For cPanel users on shared hosting: Contact the InMotion Hosting support team to check and reset mail-related permissions.
For VPS or Dedicated Server users with SSH access: Run the following command to reset permissions for a cPanel account:
fixperms username
Replace username with the actual cPanel username. This resets folder permissions to 755 and file permissions to 644.
Note: If you’re receiving this error when sending to someone else’s server, and it’s permissions-related on their end, you’ll need to ask the recipient to contact their hosting provider.
Step 7: Try Alternative Outgoing Ports
If you suspect port blocking issues:
- Open your email client’s account settings
- Locate the outgoing (SMTP) server settings
- Try changing the port from 25 to one of these alternatives:
• Port 587 — Standard submission port (recommended)
• Port 465 — SSL/TLS encrypted SMTP
• Port 26 — Alternative port used by some hosting providers
Step 8: Test from a Different Email Account
To isolate the problem, try sending the same email from a different email account or provider. If the message goes through successfully, the issue likely lies with your original sending account’s configuration.
Step 9: Contact the Recipient’s Email Administrator
If you’ve verified everything on your end and the error persists, the problem may be with the recipient’s mail server. Reach out to the recipient through an alternative method (phone, social media, or a different email address) and ask them to:
- Confirm their email address is correct and active
- Check with their email administrator or hosting provider
- Verify their server isn’t experiencing technical issues
Preventive Measures
Maintain Updated Email Lists
Regularly review and clean your contact lists to remove:
- Email addresses that consistently bounce
- Contacts who have changed jobs or domains
- Inactive or deprecated addresses
Configure DNS Settings Correctly
After any hosting migration or domain transfer:
- Verify MX records point to the correct mail server
- Confirm email routing matches your actual email hosting setup
- Test email delivery to and from the domain
Monitor Email Forwarders
Periodically review all email forwarders to ensure:
- Destination addresses are still valid
- Forwarders aren’t creating loops
- Old or unused forwarders are removed
Document Your Email Configuration
Keep a record of:
- Which server handles your email
- MX record values
- Email routing settings
- Active email accounts and forwarders
This documentation makes troubleshooting much easier when issues arise.
Set Up Monitoring
Consider implementing email monitoring to catch delivery issues early. Many hosting providers offer email delivery reports that can alert you to problems before they affect critical communications.
When to Contact Support
Contact your hosting provider’s support team if:
- You’ve followed all troubleshooting steps without success
- You don’t have access to DNS settings or cPanel
- You need help interpreting server logs or error messages
- The issue affects multiple email accounts on your domain
- You suspect a server-level configuration problem
When contacting support, provide:
- The exact error message you’re receiving
- The email addresses involved (sender and recipient)

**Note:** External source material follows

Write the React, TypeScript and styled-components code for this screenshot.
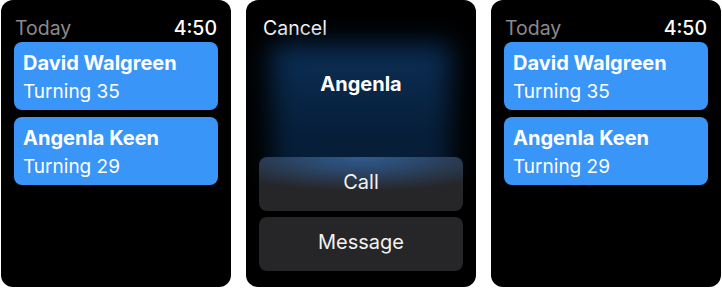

- When the problem started
- Any recent changes to your hosting, domain, or email settings
Summary
The “550 No Such User Here” error indicates that the recipient’s mail server cannot find the email address you’re trying to reach. While the error message is straightforward, the underlying causes range from simple typos to complex server misconfigurations.
Start with the basics by verifying the email address is correct and the account exists. Then work through DNS settings, email routing, and server permissions as needed. Understanding whether the issue originates from your server or the recipient’s will help you direct your troubleshooting efforts appropriately.
By systematically addressing each potential cause and implementing preventive measures, you can resolve this error and maintain reliable email delivery.